TASK TO COMPLETE>
How many lines in the listing below include the word "styles"? Reply with the count alone.

GIVEN ENTRIES>
□ □ □ □ □ □ □
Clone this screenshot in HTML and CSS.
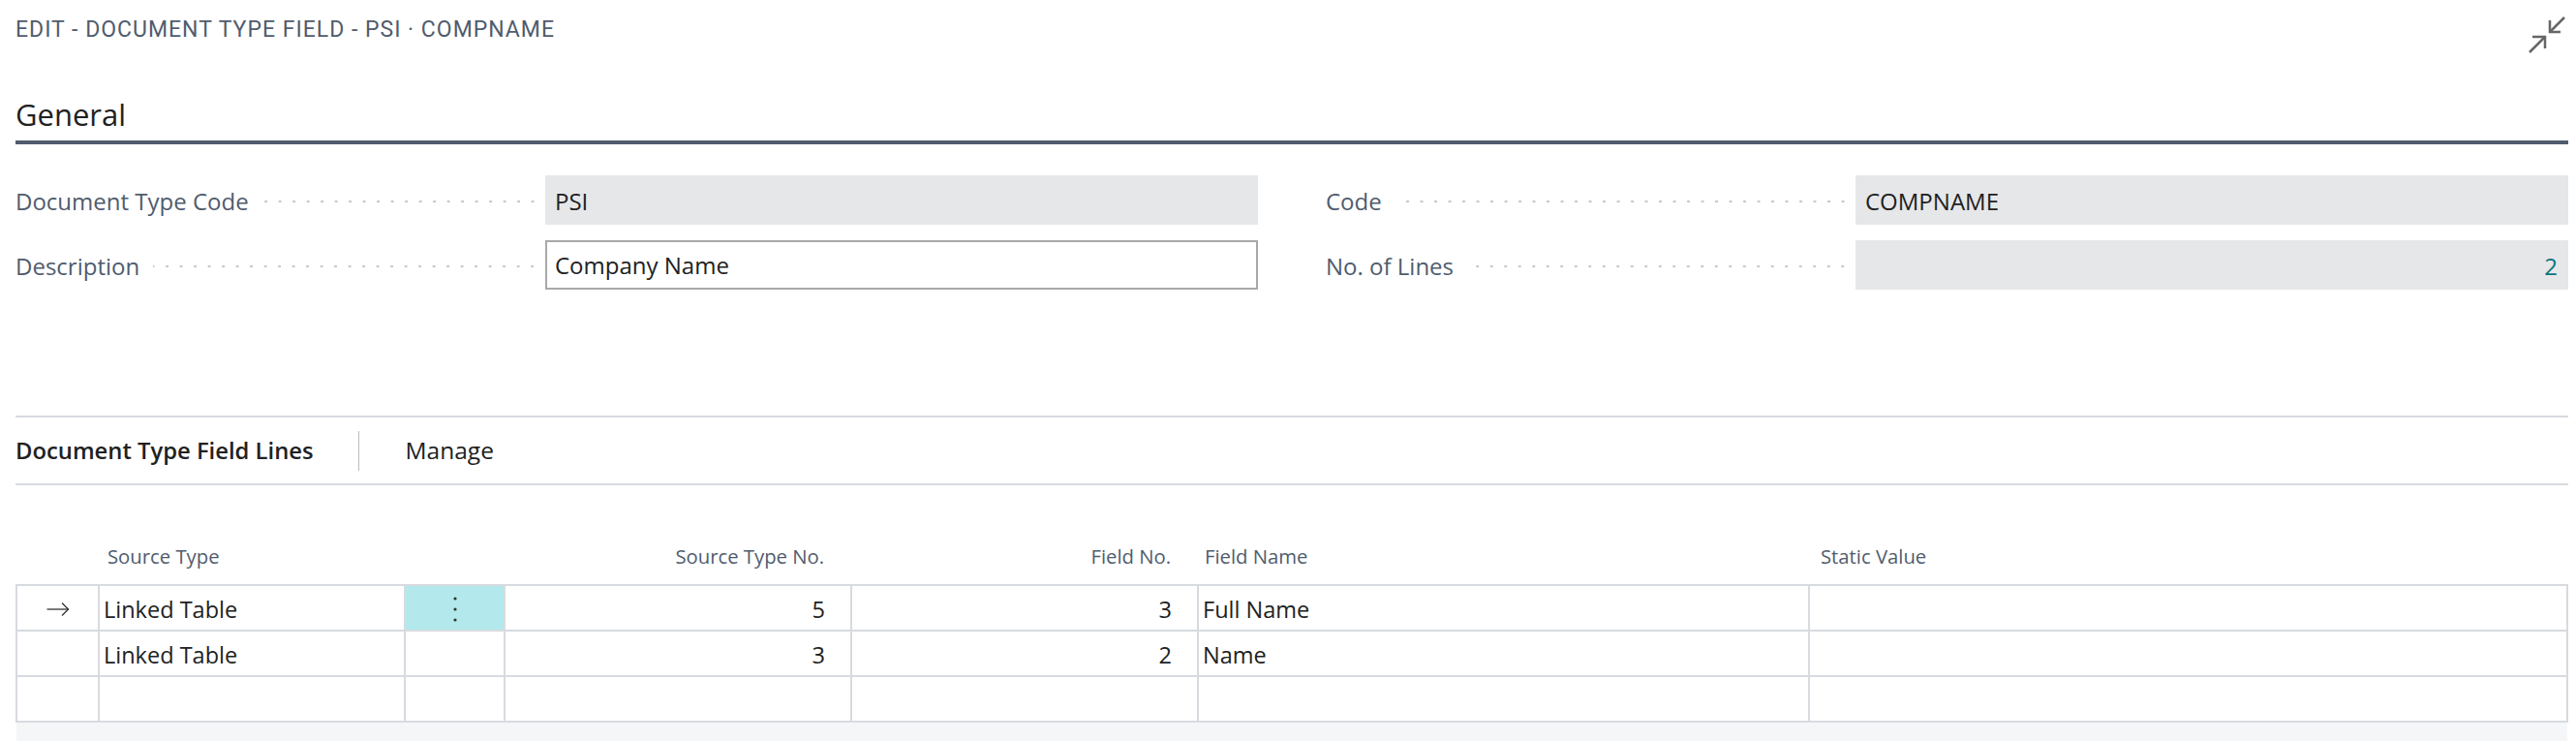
□ □ □ □ □ □ □
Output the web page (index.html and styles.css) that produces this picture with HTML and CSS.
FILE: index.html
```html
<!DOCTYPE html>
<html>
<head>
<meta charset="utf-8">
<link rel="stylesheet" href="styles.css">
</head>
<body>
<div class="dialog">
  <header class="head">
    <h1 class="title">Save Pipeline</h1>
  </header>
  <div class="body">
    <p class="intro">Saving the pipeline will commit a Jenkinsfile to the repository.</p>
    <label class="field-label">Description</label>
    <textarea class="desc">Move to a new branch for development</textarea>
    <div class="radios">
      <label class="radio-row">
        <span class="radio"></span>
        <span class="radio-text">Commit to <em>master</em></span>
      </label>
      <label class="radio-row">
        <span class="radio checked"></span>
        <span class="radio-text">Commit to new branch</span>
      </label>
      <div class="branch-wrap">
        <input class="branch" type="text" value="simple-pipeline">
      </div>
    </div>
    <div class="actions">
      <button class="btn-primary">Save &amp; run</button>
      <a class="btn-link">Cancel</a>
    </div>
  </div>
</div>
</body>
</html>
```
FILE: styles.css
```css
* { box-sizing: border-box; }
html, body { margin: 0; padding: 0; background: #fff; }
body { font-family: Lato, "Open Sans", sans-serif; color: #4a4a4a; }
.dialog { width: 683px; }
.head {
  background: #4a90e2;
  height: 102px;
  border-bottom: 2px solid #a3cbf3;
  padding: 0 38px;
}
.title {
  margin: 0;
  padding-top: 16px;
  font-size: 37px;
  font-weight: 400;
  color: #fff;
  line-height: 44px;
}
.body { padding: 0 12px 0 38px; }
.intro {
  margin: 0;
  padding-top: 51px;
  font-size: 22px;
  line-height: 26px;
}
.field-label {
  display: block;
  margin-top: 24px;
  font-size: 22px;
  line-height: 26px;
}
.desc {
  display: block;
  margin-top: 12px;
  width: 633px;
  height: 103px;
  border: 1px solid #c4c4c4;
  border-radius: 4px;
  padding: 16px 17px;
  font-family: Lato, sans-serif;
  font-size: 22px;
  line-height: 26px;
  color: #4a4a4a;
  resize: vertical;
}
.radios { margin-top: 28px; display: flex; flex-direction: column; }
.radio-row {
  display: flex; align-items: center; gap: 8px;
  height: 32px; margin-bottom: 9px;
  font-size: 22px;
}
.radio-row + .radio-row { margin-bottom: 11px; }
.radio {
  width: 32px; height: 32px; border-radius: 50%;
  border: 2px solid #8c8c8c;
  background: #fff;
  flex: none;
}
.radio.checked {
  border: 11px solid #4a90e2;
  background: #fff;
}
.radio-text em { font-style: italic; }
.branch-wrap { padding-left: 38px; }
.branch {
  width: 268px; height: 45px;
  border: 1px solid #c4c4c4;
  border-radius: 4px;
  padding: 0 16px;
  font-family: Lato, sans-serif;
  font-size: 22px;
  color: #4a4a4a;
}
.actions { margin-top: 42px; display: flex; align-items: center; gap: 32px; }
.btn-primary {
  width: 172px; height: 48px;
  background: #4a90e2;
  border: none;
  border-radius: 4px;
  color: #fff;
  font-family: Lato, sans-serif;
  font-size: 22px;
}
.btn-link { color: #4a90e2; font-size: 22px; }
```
□ □ □ □ □ □ □
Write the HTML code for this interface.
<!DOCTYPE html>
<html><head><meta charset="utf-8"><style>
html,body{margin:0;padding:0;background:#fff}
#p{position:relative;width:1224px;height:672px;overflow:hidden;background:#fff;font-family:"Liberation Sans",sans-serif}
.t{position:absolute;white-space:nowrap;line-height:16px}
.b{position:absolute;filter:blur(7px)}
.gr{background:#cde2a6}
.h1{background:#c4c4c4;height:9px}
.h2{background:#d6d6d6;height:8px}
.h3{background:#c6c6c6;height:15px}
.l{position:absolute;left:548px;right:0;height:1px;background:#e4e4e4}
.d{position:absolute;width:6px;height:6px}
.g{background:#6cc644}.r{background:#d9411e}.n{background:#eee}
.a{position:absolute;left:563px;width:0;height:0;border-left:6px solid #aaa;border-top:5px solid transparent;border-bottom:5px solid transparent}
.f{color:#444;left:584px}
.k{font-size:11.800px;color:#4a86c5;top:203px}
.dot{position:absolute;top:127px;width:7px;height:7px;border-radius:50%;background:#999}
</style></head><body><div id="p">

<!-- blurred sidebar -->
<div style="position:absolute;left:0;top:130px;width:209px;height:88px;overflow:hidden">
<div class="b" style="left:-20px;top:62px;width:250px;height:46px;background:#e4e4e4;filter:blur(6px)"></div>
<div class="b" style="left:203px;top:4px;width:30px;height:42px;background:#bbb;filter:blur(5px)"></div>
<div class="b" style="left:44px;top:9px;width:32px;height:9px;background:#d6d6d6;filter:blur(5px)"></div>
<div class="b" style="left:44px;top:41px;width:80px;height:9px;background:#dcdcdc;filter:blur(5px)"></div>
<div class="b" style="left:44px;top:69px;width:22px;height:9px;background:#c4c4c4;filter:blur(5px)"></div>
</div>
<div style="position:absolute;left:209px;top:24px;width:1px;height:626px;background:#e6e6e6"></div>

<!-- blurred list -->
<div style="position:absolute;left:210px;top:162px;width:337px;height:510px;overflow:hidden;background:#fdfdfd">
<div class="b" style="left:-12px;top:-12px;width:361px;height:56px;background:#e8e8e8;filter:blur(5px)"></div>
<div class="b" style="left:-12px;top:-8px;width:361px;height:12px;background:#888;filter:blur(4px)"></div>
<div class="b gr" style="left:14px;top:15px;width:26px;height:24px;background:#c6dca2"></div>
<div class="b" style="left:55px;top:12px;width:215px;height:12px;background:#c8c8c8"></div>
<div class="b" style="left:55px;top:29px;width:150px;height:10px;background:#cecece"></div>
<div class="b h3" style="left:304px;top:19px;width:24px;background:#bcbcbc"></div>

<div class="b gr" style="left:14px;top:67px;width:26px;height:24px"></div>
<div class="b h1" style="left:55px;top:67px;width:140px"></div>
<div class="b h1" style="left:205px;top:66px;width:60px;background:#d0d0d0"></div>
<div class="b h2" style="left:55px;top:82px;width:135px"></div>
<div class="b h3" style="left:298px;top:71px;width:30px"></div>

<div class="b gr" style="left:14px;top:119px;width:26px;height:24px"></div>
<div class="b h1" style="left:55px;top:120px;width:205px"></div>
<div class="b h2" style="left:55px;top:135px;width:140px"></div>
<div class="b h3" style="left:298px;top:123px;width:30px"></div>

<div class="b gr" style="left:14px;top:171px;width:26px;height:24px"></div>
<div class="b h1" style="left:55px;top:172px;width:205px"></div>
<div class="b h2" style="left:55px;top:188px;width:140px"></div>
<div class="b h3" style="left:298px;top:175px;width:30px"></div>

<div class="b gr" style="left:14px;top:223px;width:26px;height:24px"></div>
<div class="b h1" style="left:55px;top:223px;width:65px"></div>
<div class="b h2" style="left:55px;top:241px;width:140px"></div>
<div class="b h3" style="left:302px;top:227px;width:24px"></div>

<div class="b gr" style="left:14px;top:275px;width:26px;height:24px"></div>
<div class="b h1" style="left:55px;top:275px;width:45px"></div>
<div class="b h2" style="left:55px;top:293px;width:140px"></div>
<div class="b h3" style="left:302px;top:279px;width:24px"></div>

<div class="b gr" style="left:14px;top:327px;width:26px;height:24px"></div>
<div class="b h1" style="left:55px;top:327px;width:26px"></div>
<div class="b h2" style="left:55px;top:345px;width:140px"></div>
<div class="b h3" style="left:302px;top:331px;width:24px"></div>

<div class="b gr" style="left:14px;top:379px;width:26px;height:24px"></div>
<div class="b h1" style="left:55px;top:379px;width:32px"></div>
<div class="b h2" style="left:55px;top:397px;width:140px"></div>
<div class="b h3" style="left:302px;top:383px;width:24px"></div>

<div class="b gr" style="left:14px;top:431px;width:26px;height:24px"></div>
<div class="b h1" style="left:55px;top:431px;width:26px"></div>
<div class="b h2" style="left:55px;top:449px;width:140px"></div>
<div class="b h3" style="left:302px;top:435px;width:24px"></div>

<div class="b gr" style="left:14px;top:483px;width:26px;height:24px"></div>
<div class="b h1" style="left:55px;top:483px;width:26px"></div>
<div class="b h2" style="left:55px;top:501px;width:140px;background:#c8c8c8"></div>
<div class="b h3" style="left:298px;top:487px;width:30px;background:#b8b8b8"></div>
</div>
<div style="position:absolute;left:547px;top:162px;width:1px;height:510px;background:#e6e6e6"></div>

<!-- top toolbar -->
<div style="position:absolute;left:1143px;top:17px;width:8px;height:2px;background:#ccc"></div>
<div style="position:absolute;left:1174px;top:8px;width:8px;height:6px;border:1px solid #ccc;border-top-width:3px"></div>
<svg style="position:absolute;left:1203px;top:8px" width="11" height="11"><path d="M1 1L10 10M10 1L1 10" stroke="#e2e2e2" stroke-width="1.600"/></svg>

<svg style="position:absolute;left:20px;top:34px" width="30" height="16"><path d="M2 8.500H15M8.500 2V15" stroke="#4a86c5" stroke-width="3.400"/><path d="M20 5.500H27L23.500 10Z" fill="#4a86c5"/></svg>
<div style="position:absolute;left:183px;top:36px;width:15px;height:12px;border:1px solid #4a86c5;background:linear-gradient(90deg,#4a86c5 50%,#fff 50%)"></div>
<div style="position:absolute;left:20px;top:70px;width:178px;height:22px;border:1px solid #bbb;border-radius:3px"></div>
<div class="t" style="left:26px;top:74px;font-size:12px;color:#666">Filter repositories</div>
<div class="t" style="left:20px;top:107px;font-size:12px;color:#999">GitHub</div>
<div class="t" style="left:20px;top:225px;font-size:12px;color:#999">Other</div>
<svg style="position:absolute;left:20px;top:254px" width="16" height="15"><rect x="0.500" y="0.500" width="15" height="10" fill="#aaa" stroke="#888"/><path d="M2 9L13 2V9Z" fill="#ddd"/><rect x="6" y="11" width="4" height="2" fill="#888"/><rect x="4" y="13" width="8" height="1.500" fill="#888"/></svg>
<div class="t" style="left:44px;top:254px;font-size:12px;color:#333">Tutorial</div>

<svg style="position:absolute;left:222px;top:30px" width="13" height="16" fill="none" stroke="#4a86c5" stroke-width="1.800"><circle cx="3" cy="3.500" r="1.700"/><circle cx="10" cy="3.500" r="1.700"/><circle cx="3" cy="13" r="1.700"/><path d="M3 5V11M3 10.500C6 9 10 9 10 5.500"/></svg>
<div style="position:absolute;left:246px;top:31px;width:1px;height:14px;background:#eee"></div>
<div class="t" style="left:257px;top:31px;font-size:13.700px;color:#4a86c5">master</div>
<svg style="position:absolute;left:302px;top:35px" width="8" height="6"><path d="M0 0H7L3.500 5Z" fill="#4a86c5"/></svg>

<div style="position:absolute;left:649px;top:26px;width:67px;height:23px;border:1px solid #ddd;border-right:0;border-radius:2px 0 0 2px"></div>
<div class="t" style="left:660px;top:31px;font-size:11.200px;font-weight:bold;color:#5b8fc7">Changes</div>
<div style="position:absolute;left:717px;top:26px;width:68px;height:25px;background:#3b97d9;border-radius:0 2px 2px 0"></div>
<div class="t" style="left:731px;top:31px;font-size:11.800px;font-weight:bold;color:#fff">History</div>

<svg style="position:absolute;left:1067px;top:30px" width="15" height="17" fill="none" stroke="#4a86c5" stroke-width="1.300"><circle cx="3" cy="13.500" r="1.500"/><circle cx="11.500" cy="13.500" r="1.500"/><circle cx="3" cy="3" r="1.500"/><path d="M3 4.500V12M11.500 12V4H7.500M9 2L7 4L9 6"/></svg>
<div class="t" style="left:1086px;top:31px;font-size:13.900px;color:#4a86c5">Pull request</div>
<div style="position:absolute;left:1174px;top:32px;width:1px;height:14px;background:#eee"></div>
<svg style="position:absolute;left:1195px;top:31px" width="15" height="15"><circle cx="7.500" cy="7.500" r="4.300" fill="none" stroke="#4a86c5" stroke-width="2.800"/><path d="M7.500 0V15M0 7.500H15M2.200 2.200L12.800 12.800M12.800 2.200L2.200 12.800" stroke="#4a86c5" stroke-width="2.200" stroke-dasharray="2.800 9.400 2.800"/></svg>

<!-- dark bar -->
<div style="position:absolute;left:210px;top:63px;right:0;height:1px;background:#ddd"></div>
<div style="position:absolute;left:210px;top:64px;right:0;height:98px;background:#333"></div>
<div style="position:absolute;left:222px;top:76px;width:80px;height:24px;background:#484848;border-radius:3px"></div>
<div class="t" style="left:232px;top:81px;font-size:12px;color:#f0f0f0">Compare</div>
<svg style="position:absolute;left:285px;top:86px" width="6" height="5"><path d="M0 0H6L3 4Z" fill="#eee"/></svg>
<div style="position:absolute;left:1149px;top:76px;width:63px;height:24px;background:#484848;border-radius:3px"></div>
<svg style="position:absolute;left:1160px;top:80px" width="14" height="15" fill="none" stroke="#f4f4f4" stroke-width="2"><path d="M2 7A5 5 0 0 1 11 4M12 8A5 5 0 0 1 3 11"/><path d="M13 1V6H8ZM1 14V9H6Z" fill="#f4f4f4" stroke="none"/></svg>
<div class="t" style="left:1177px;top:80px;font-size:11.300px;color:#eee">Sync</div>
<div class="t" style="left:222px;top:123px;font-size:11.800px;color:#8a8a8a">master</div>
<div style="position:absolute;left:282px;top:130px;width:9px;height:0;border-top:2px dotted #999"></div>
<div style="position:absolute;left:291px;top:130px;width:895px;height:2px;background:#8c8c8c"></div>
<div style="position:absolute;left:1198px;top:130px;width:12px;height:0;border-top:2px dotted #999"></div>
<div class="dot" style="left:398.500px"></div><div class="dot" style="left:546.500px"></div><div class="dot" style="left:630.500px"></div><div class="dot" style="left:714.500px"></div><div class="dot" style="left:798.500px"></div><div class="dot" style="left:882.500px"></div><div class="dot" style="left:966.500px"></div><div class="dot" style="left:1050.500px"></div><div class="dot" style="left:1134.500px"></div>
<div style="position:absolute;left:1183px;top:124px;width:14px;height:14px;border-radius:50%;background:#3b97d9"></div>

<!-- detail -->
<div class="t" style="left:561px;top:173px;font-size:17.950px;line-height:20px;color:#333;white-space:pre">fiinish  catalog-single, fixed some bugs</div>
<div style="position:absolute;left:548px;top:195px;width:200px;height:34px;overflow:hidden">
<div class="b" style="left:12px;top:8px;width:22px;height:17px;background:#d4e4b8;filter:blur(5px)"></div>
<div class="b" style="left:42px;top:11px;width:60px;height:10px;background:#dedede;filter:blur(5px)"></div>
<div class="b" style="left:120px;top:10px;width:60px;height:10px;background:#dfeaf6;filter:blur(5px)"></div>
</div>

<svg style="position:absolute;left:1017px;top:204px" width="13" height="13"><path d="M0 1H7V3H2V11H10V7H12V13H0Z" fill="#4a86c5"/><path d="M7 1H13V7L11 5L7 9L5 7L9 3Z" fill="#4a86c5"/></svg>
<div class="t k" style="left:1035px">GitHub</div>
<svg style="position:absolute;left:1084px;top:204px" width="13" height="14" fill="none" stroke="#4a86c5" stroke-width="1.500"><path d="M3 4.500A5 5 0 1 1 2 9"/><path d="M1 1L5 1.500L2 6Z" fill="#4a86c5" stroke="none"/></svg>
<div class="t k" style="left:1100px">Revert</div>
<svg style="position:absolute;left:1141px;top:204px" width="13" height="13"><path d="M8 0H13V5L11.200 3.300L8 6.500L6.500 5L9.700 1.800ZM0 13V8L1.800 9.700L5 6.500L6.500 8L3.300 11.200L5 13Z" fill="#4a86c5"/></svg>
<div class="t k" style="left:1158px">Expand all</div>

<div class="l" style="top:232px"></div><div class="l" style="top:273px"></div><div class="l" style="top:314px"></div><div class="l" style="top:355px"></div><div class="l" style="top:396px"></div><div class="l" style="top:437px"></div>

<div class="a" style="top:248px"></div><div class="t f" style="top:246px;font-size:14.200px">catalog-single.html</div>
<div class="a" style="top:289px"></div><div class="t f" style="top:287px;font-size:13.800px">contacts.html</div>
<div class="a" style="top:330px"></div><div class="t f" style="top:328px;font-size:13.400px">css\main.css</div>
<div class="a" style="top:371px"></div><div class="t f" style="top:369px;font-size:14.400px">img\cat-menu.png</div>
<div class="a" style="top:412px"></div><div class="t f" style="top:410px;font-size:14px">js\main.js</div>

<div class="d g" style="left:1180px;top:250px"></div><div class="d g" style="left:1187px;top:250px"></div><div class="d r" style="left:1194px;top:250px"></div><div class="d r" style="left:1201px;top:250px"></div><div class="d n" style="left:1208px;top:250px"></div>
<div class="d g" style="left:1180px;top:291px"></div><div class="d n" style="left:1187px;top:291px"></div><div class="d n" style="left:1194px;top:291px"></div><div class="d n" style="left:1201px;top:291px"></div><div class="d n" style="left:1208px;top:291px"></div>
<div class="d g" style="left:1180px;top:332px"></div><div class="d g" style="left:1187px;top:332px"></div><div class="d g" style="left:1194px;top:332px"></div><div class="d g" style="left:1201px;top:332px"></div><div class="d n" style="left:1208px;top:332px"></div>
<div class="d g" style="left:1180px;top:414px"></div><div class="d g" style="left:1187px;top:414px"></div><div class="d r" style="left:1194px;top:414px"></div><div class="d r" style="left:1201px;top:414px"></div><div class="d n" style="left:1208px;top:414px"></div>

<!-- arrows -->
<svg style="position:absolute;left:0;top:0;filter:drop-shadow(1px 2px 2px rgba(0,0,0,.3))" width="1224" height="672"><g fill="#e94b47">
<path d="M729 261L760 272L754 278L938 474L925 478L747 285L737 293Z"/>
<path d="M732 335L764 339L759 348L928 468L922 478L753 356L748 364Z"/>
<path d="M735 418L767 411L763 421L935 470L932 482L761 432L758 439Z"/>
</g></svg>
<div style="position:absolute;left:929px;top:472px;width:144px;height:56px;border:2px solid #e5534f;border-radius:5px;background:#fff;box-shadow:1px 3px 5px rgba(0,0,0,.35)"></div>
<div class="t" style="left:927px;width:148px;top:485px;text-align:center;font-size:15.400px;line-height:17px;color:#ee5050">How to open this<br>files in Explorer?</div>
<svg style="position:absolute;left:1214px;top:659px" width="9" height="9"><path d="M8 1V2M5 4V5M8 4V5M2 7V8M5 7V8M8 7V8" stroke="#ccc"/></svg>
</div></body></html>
□ □ □ □ □ □ □
RESULT OF THE TASK>
3